The goods are sold ‘ex works’ and all costs of carriage and insurance shall be for the account of the customer. Delivery will be transport of the companies’ choice, if the customer requests special delivery arrangements they will be charged for. Claims for any damage, shortage or partial loss in transit shall be notified in writing, by letter or facsimile to the carrier and to the company within 7 days and the carrier’s conditions in relation to claims for damage, storage or partial loss in transit must be strictly complied with. Claims for total loss in transit should be notified in writing to the carrier and to the company within 7 days of receipt of invoice. If the carrier’s conditions are not strictly complied with, the customer will indemnify the company against all loss resulting therefrom.
The company reserves the right to alter the specification of any product sold by the company.
8. Telephone orders.
Any telephone orders must be confirmed in writing before they are accepted as official orders.
9. Warranty: limit of responsibility.
(i) The company warrants that goods sold will at the companies choice either be repaired or replaced if they are found within a period of 12 months from delivery (‘the warranty period’) to be defective or not in accordance with the contract or any expressed description or representation given or made on the company’s behalf.
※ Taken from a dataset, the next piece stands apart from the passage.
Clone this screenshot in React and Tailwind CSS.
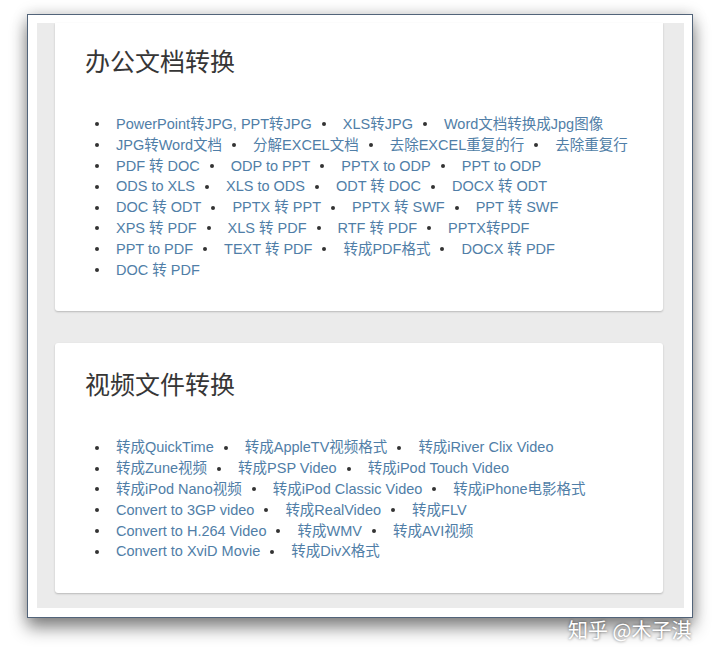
import React from "react";

const office = [
  ["PowerPoint转JPG, PPT转JPG", "XLS转JPG", "Word文档转换成Jpg图像"],
  ["JPG转Word文档", "分解EXCEL文档", "去除EXCEL重复的行", "去除重复行"],
  ["PDF 转 DOC", "ODP to PPT", "PPTX to ODP", "PPT to ODP"],
  ["ODS to XLS", "XLS to ODS", "ODT 转 DOC", "DOCX 转 ODT"],
  ["DOC 转 ODT", "PPTX 转 PPT", "PPTX 转 SWF", "PPT 转 SWF"],
  ["XPS 转 PDF", "XLS 转 PDF", "RTF 转 PDF", "PPTX转PDF"],
  ["PPT to PDF", "TEXT 转 PDF", "转成PDF格式", "DOCX 转 PDF"],
  ["DOC 转 PDF"],
];

const video = [
  ["转成QuickTime", "转成AppleTV视频格式", "转成iRiver Clix Video"],
  ["转成Zune视频", "转成PSP Video", "转成iPod Touch Video"],
  ["转成iPod Nano视频", "转成iPod Classic Video", "转成iPhone电影格式"],
  ["Convert to 3GP video", "转成RealVideo", "转成FLV"],
  ["Convert to H.264 Video", "转成WMV", "转成AVI视频"],
  ["Convert to XviD Movie", "转成DivX格式"],
];

function Row({ items }) {
  return (
    <div className="flex items-center h-[20.8px] whitespace-nowrap">
      {items.map((t, i) => (
        <div key={i} className="flex items-center mr-[10px]">
          <span className="w-[4px] h-[4px] rounded-full bg-[#333333] mr-[17px] shrink-0" />
          <a className="text-[#507ea7] text-[14.5px] leading-[20.8px]">{t}</a>
        </div>
      ))}
    </div>
  );
}

function Card({ title, rows, top }) {
  return (
    <div
      className={`bg-white rounded-b-[3px] shadow-[0_1px_2px_rgba(0,0,0,0.22)] pl-[30px] pr-[20px] pb-[31px] ${top}`}
    >
      <h2 className="text-[25px] leading-[30px] text-[#363636] font-normal">{title}</h2>
      <div className="mt-[37px] pl-[10px] flex flex-col">
        {rows.map((r, i) => (
          <Row key={i} items={r} />
        ))}
      </div>
    </div>
  );
}

export default function App() {
  return (
    <div className="relative w-[720px] h-[658px] bg-white overflow-hidden font-[family-name:'Liberation_Sans','Noto_Sans_CJK_SC',sans-serif]">
      <div className="pt-[14px] pl-[27px]">
        <div className="w-[666px] h-[604px] border border-[#52647a] bg-white pt-[8px] pl-[9px] pr-[8px] pb-[9px] shadow-[0_10px_16px_rgba(0,0,0,0.45),0_0_14px_rgba(0,0,0,0.18)]">
          <div className="h-full bg-[#ebebeb] pl-[18px] pr-[21px] flex flex-col">
            <Card title="办公文档转换" rows={office} top="pt-[24px]" />
            <div className="h-[32px] shrink-0" />
            <Card title="视频文件转换" rows={video} top="pt-[27px] rounded-t-[3px]" />
          </div>
        </div>
      </div>
      <div className="absolute left-[568px] top-[616px] text-[20px] leading-[28px] text-white font-[family-name:'Noto_Sans_CJK_SC',sans-serif] [text-shadow:0_0_3px_rgba(0,0,0,0.6)] whitespace-nowrap">
        知乎 @木子淇
      </div>
    </div>
  );
}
The company will require a reasonable period of time to carry out any repairs or replacements.
(ii) Any claim the customer have under the foregoing expressed warranty or against the manufacturer or supplier as aforesaid, or any claim under any condition or warranty implied by law or any other claim in respect of the goods or workmanship in relation to goods sold be limited to repair or replacement as aforesaid and any condition or warranty implied by law shall cease to apply after the expiry date of the warranty period and in all other case shall not in any circumstances be liable for any damages, compensation, costs, expenses, losses or other liabilities whether direct or consequential and any other remedy which would otherwise be available in law hereby excluded except to the extent that such exclusion is prohibited by any rule of the law.
10. Applicable law.
Any contract incorporating these conditions shall in all respects be governed by and construed in accordance with English law and the customer hereby submits to the non – exclusive jurisdiction of the English courts.
11. REST OF THE WORLD.
In relation to goods sold outside the United Kingdom, the Channel Islands, the Isle of Man, the foregoing conditions (except conditions 5 & 6 shall apply and in addition the following conditions shall also apply).
Import duties and regulation.
All import duties are the account of the customer and the customer is responsible for compliance with all import regulations and shall advise the company of any special regulations or restrictions.